Für den Zeitraum vor dem 01.01.2019 verweise ich auf die Antwort auf die Kleine Anfrage 3043 aus 2019 (LT-Drs. 17/7787).

Für die Jahre 2019 bis 2022 konnten automatisiert eine geringe Anzahl an Sachverhalten erhoben werden, bei denen eine Person wegen ihres aktiven Landtagsmandates für Nordrhein-Westfalen Ziel einer Straftat wurde. Die weitergehenden Kriterien (KFZ/Privatwohnung) konnten ausnahmsweise im Rahmen einer händischen Auswertung festgestellt werden.
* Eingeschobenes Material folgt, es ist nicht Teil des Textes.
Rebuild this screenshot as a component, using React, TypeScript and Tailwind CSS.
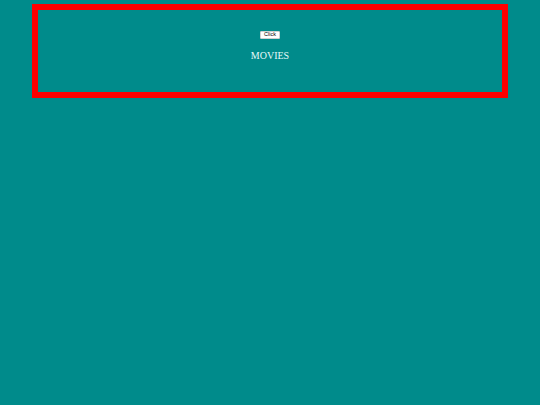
export default function App() {
  return (
    <div className="min-h-screen w-full bg-[#008b8b] pt-[4px] font-['Liberation_Serif',serif]">
      <div className="mx-[32px] h-[94px] w-[476px] border-[6px] border-[#ff0000] flex flex-col items-center pt-[21px]">
        <button className="h-[8px] px-[3px] bg-white border border-[#cfcfcf] rounded-[1px] text-[5.5px] leading-none text-black font-['Liberation_Sans',sans-serif]">
          Click
        </button>
        <p className="mt-[12px] text-[10px] leading-none text-[#e8fafa]">MOVIES</p>
      </div>
    </div>
  );
}
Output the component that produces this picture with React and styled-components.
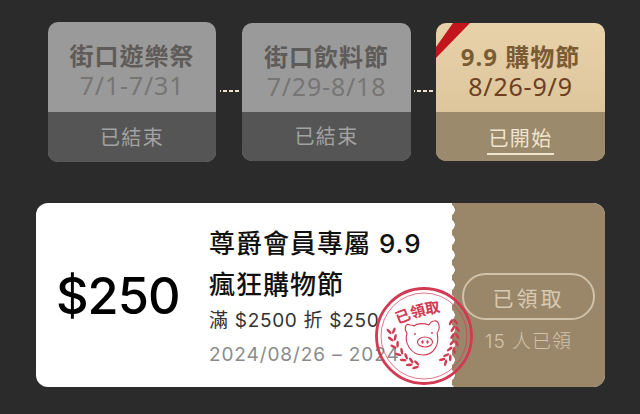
import React from "react";
import styled, { createGlobalStyle } from "styled-components";

const Global = createGlobalStyle`
  html, body { margin: 0; padding: 0; background: #2b2b2b; }
  body { width: 640px; height: 414px; overflow: hidden; font-family: "Noto Sans", "Noto Sans CJK TC", sans-serif; }
`;

const Page = styled.div`
  width: 640px;
  height: 414px;
  box-sizing: border-box;
  padding: 23px 35px 0 36px;
  display: flex;
  flex-direction: column;
  gap: 42px;
`;

const Track = styled.div`
  display: flex;
  align-items: center;
  height: 138px;
  padding-left: 12px;
`;

const Card = styled.div`
  position: relative;
  flex: none;
  width: ${p => (p.$first ? 168 : 169)}px;
  height: ${p => (p.$first ? 140 : 138)}px;
  margin-right: ${p => (p.$first ? 1 : 0)}px;
  border-radius: 10px;
  overflow: hidden;
  display: flex;
  flex-direction: column;
  background: ${p => (p.$active ? "linear-gradient(#e8d2aa, #d8bf94)" : "#9a9a9a")};
`;

const CardTop = styled.div`
  flex: 1;
  display: flex;
  flex-direction: column;
  align-items: center;
  justify-content: center;
  padding-top: 6px;
`;

const CardTitle = styled.div`
  font: 700 24px/30px "Noto Sans", "Noto Sans CJK TC", sans-serif;
  letter-spacing: 1px;
  color: ${p => (p.$active ? "#7b5c32" : "#5f5b59")};
`;

const CardDate = styled.div`
  font: 400 25px/28px "Noto Sans", "Noto Sans CJK TC", sans-serif;
  letter-spacing: 0.8px;
  color: ${p => (p.$active ? "#6e3f20" : "#777574")};
`;

const CardFoot = styled.div`
  height: ${p => (p.$first ? 50 : 49)}px;
  flex: none;
  display: flex;
  align-items: center;
  justify-content: center;
  padding-top: ${p => (p.$active ? 5 : 0)}px;
  box-sizing: border-box;
  background: ${p => (p.$active ? "#9b8a6c" : "#555")};
`;

const Status = styled.span`
  font: 400 20px/27px "Noto Sans CJK TC", sans-serif;
  letter-spacing: 1.4px;
  padding: 0 1px 2px;
  color: ${p => (p.$active ? "#efe5cf" : "#a2a2a2")};
  border-bottom: ${p => (p.$active ? "2px solid #efe5cf" : "none")};
`;

const Ribbon = styled.svg`
  position: absolute;
  left: 0;
  top: 0;
`;

const Connector = styled.div`
  flex: none;
  width: 25px;
  height: 2px;
  margin-top: -2px;
  background: repeating-linear-gradient(90deg, #eee3cb 0 4px, transparent 4px 6px);
  background-clip: content-box;
  padding: 0 3px;
  box-sizing: border-box;
`;

const Voucher = styled.div`
  position: relative;
  width: 569px;
  height: 184px;
  border-radius: 12px;
  overflow: hidden;
  background: #fff;
  display: flex;
  font-family: "Inter", "Noto Sans CJK TC", sans-serif;
`;

const Amount = styled.div`
  flex: none;
  width: 173px;
  padding-left: 20px;
  box-sizing: border-box;
  display: flex;
  align-items: center;
  font-size: 50.5px;
  font-weight: 500;
  letter-spacing: -1px;
  color: #000;
`;

const Info = styled.div`
  flex: 1;
  min-width: 0;
  padding-top: 20px;
  white-space: nowrap;
`;

const Title = styled.div`
  font-size: 26px;
  line-height: 41px;
  font-weight: 500;
  letter-spacing: 1px;
  color: #111;
`;

const Rule = styled.div`
  font-size: 19px;
  line-height: 24px;
  margin-top: 4px;
  letter-spacing: 0.7px;
  color: #333;
`;

const Dates = styled.div`
  font-size: 19px;
  line-height: 24px;
  margin-top: 10px;
  letter-spacing: 0.9px;
  color: #8b8b8b;
`;

const Side = styled.div`
  position: relative;
  flex: none;
  width: 153px;
  background: #9a876a;
  display: flex;
  flex-direction: column;
  align-items: center;
  padding-top: 70px;
  box-sizing: border-box;
  &::before {
    content: "";
    position: absolute;
    left: 0;
    top: 0;
    bottom: 0;
    width: 3px;
    background: radial-gradient(circle at -3px 7px, #fff 5.5px, transparent 6px) 0 0 / 3px 15px repeat-y;
  }
`;

const Claimed = styled.div`
  width: 133px;
  height: 47px;
  box-sizing: border-box;
  border: 2px solid #cfc2a8;
  border-radius: 24px;
  display: flex;
  align-items: center;
  justify-content: center;
  font: 400 21px "Noto Sans CJK TC", sans-serif;
  letter-spacing: 3px;
  color: #d6cab3;
`;

const Count = styled.div`
  margin-top: 9px;
  font: 300 19px/26px "Inter", "Noto Sans CJK TC", sans-serif;
  letter-spacing: 1px;
  color: #d0c3aa;
`;

const StampBox = styled.svg`
  position: absolute;
  left: 338px;
  top: 83px;
`;

const StampLabel = styled.text`
  font: 700 15px "Noto Sans CJK TC", sans-serif;
  fill: #d13a52;
`;

const leavesLeft = [
  [18, 48, 80], [20, 55, 70], [23, 62, 60], [28, 69, 48], [33, 74, 38], [39, 78, 25], [45, 80, 15]
];
const leavesRight = [
  [79, 33, -95], [81, 40, -92], [81, 47, -88], [81, 54, -80], [79, 61, -70], [76, 68, -55], [72, 73, -45]
];

const Leaf = ({ x, y, a }) => (
  <g transform={`translate(${x} ${y}) rotate(${a})`}>
    <ellipse cx="-3" cy="-2.4" rx="3.4" ry="1.3" transform="rotate(32 -3 -2.4)" />
    <ellipse cx="-3" cy="2.4" rx="3.4" ry="1.3" transform="rotate(-32 -3 2.4)" />
  </g>
);

const Stamp = () => (
  <StampBox width="100" height="100" viewBox="0 0 100 100">
    <circle cx="50" cy="50" r="47.5" fill="none" stroke="#d13a52" strokeWidth="2.8" />
    <circle cx="50" cy="50" r="43" fill="none" stroke="#d13a52" strokeWidth="0.7" />
    <path id="stampArc" d="M24 38 Q44 29 72 25" fill="none" />
    <StampLabel>
      <textPath href="#stampArc">已領取</textPath>
    </StampLabel>
    <g fill="none" stroke="#d13a52" strokeWidth="1.1" strokeLinejoin="round" strokeLinecap="round">
      <path d="M36 39 C31 36 30 44 33 47 C30 57 37 69 49 69 C60 69 66 58 63 47 C67 42 65 34 60 35 C58 35 56 37 55 39 C50 37 43 37 40 40 C39 39 37 39 36 39Z" />
      <ellipse cx="51" cy="56" rx="7.5" ry="5" />
    </g>
    <g fill="#d13a52">
      <ellipse cx="48.5" cy="56" rx="1.2" ry="1.7" />
      <ellipse cx="53.5" cy="56" rx="1.2" ry="1.7" />
      <circle cx="41" cy="48" r="0.9" />
      <circle cx="58" cy="47" r="0.9" />
      {leavesLeft.map(([x, y, a], i) => <Leaf key={i} x={x} y={y} a={a} />)}
      {leavesRight.map(([x, y, a], i) => <Leaf key={i} x={x} y={y} a={a} />)}
    </g>
  </StampBox>
);

const events = [
  { title: "街口遊樂祭", date: "7/1-7/31", status: "已結束", first: true },
  { title: "街口飲料節", date: "7/29-8/18", status: "已結束" },
  { title: "9.9 購物節", date: "8/26-9/9", status: "已開始", active: true }
];

export default function App() {
  return (
    <Page>
      <Global />
      <Track>
        {events.map((e, i) => (
          <React.Fragment key={e.title}>
            {i > 0 && <Connector />}
            <Card $first={e.first} $active={e.active}>
              {e.active && (
                <Ribbon width="36" height="36" viewBox="0 0 36 36">
                  <polygon points="17,0 34,0 0,35 0,24" fill="#c3161c" />
                </Ribbon>
              )}
              <CardTop>
                <CardTitle $active={e.active}>{e.title}</CardTitle>
                <CardDate $active={e.active}>{e.date}</CardDate>
              </CardTop>
              <CardFoot $first={e.first} $active={e.active}>
                <Status $active={e.active}>{e.status}</Status>
              </CardFoot>
            </Card>
          </React.Fragment>
        ))}
      </Track>
      <Voucher>
        <Amount>$250</Amount>
        <Info>
          <Title>尊爵會員專屬 9.9<br />瘋狂購物節</Title>
          <Rule>滿 $2500 折 $250</Rule>
          <Dates>2024/08/26 – 2024</Dates>
        </Info>
        <Side>
          <Claimed>已領取</Claimed>
          <Count>15 人已領</Count>
        </Side>
        <Stamp />
      </Voucher>
    </Page>
  );
}
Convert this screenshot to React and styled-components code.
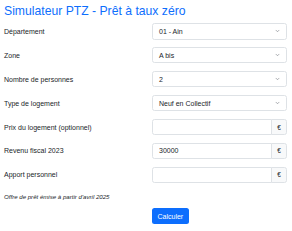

Die gewünschte Aufschlüsselung von Angriffen auf Privatwohnungen und Kfz von Abgeordneten des nordrheinwestfälischen Landtags bitte ich der folgenden Tabelle zu entnehmen:

Tatort/Tatzeit Tathergang Deliktsgruppe Parteizugehörigkeit
Hückelhoven, 25.06.2020 Es wurden Graffitis „Fuck CDU“ auf Gehweg unmittelbar vor Privathaus des MdL festgestellt. Sachbeschädigungs-delikt CDU
Bielefeld, 24.08.2020 Ein Zettel mit Beleidigungen und Verleumdungen wurde im Briefkasten der Privatanschrift aufgefunden. Beleidigungsdelikt AfD
Höxter, 11.01.2022 Ein Autoreifen des Privat-Kfz des MdL wurde aufgeschlitzt. Sachbeschädigungs-delikt CDU
Hückelhoven, 14.04.2022 Auf dem Gehweg vor der Privatanschrift wurden Graffitis festgestellt. Weiter wurden Flyer mit der Aufschrift „Idiot“ am Pkw, welcher auf dem Grundstück des Geschädigten stand, angebracht. Sachbeschädigungs-delikt CDU

 

Eine Aufschlüsselung der Angriffe gegen Mitarbeiter kann mit einem vertretbaren Aufwand innerhalb der für die Beantwortung der Kleinen Anfrage zur Verfügung stehenden Zeit nicht erstellt werden.